Having grabbed the data, I want to set that data up in tables which will give me easier access during the classification process:


In [2]:
def set_table(table_l, table_ts):
    """Formatting data collected from external files, and forming a new table with the data I will use during the training / prediction process"""
    table = []
    for i in range(len(table_l)):
        for j in range(len(table_ts)):
            if table_l.timestamp.iloc[i] == table_ts.timestamp.iloc[j]:
                table.append([
                    table_ts.x.iloc[j],
                    table_ts.y.iloc[j],
                    table_ts.z.iloc[j],
                    table_l.label.iloc[i]
                ])
    return table


train_table = pd.DataFrame(set_table(df_train_labels, df_train_time_series), columns=['x', 'y', 'z', 'label'])
test_table = pd.DataFrame(set_table(df_test_labels, df_test_time_series), columns=['x', 'y', 'z', 'label'])

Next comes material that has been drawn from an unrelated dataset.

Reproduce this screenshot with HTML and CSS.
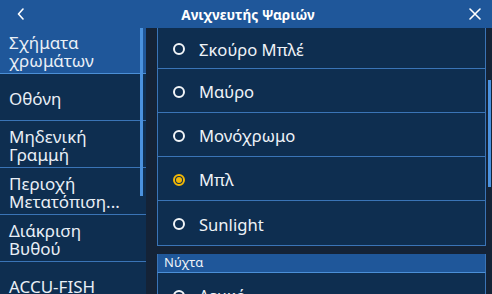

Using the tables created, next I set up the variables I will use:


In [3]:
classification_target = 'label'
all_covariates = ['x', 'y', 'z']

X, y = train_table[all_covariates], train_table[classification_target]

The classification porcess:
I struggled trying to get results with any kind of decent accuracy, so I started researching. I found RandomizedSearchCV which creates mutiple RandomForestClassifiers, checks the accuracy of each tree, and makes predictions based on the most accurate tree. This greatly increased my run time, but my accuracy jumped up.

I set param_dist with a range of n_estimators, and a range of max_depths. Start a new RandomForestClassifier as rf instance. Then I run rf through RandomizedSearchCV, using the param_dist setting I stated earlier. I also state the number of trees I want to create, n_iter=10, and cv=5 (the number of cross-validation folds to use). And save this result in the variable rand_search.

Next, I fit(X, y) in rand_search. Next, I run rand_search, find the tree that performed the best with the given data, and save it in best_rf.

I am printing to console the best parameters that RandomizedSearchCV has found as a reference.
Using best_rf, I make my predictions and store them in answers.

In [4]:
param_dist = {'n_estimators': randint(100,375),
              'max_depth': randint(5,20)}

rf = RandomForestClassifier()

rand_search = RandomizedSearchCV(rf, param_distributions = param_dist, n_iter=10, cv=5)

rand_search.fit(X, y)

best_rf = rand_search.best_estimator_

print('Best hyperparameters:',  rand_search.best_params_)

answers = best_rf.predict(test_table[all_covariates])

Best hyperparameters: {'max_depth': 6, 'n_estimators': 330}


Using my list of answers, I create a table that mimics the initial df_test_labels, with the answers included, and save that table to test_labels.csv.

End my runtime counter, disply the runtime result to the console.

In [5]:
results = []
for i in range(len(answers)):
    results.append([
        df_test_labels.orig_index.iloc[i],
        df_test_labels.timestamp.iloc[i],
        df_test_labels['UTC time'].iloc[i],
        answers[i]
    ])

results = pd.DataFrame(results, columns=['', 'timestamp', 'UTC time', 'label'])

results.to_csv(os.path.join(data_dir, "test_labels.csv"), sep=",", index=False)

end_time = datetime.datetime.now()

# print elasped time to console
print("Run time: " + str(end_time - start_time)[5:] + " s.ms")

Run time: 42.696559 s.ms


Manipulating the n_iter changes the number of trees created for comparison. The higher this number goes, the better the accuracy, and the higher the runtime. I chose n_iter=10 because it improves the accuracy, and keeps my runtime below 1 minute.